A practical arbitrage checklist
Before placing or automating a Polymarket arbitrage trade, answer:
- Are the market rules truly equivalent or intentionally related?
- Is the opportunity still present in executable order-book depth?
- Does each leg have enough size at the needed price?
- What is the net edge after fees, spread, and slippage?
- What happens if only one leg fills?
- What order type protects the edge?
- Can stale orders be canceled quickly?
- Does the setup involve negative-risk market mechanics?
- Can the position be exited later without giving back the edge?
- Is the size small enough for the book?
- Is there a kill switch after repeated failed legs?
- Is the trade still worth taking if the best price moves one tick?
If any of those answers are unclear, the trade is not ready for automation.
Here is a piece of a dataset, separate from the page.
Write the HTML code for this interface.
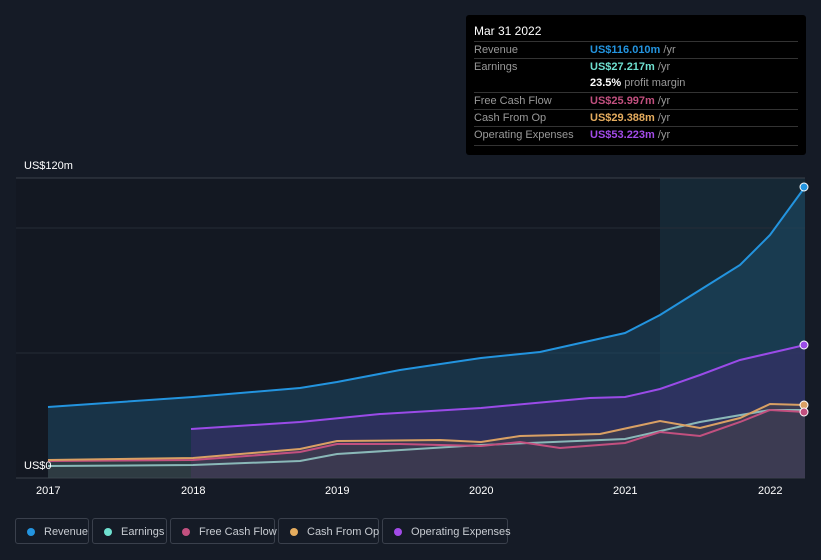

Polymarket arbitrage questions
Is Polymarket arbitrage risk-free?
Not automatically. Apparent arbitrage can disappear through market-rule differences, weak order-book depth, fees, slippage, partial fills, stale data, or one leg filling without the other.
Can a bot find Polymarket arbitrage faster than a human?
Yes, automation can scan related markets and order books faster. But a faster bot still needs strict depth checks, slippage limits, stale-data checks, partial-fill handling, and cancellation rules.
Are negative-risk markets the same as arbitrage?
No. Negative-risk markets can create structured opportunities, but they also require understanding the event, the outcome set, order support, and what happens if only part of the basket fills.
What is the biggest mistake in Polymarket arbitrage?
The biggest mistake is treating a displayed price gap as executable profit. The order book, market rules, fill size, and costs decide whether the edge is real.
Should I copy a wallet that seems to do arbitrage?
Only after checking whether the strategy is copyable. Many arbitrage-style trades depend on speed, multiple legs, complete baskets, and exact fill prices. Copying one visible trade can create directional risk.
Not investment advice. Arbitrage can lose money when markets, liquidity, execution, or assumptions move against the trade.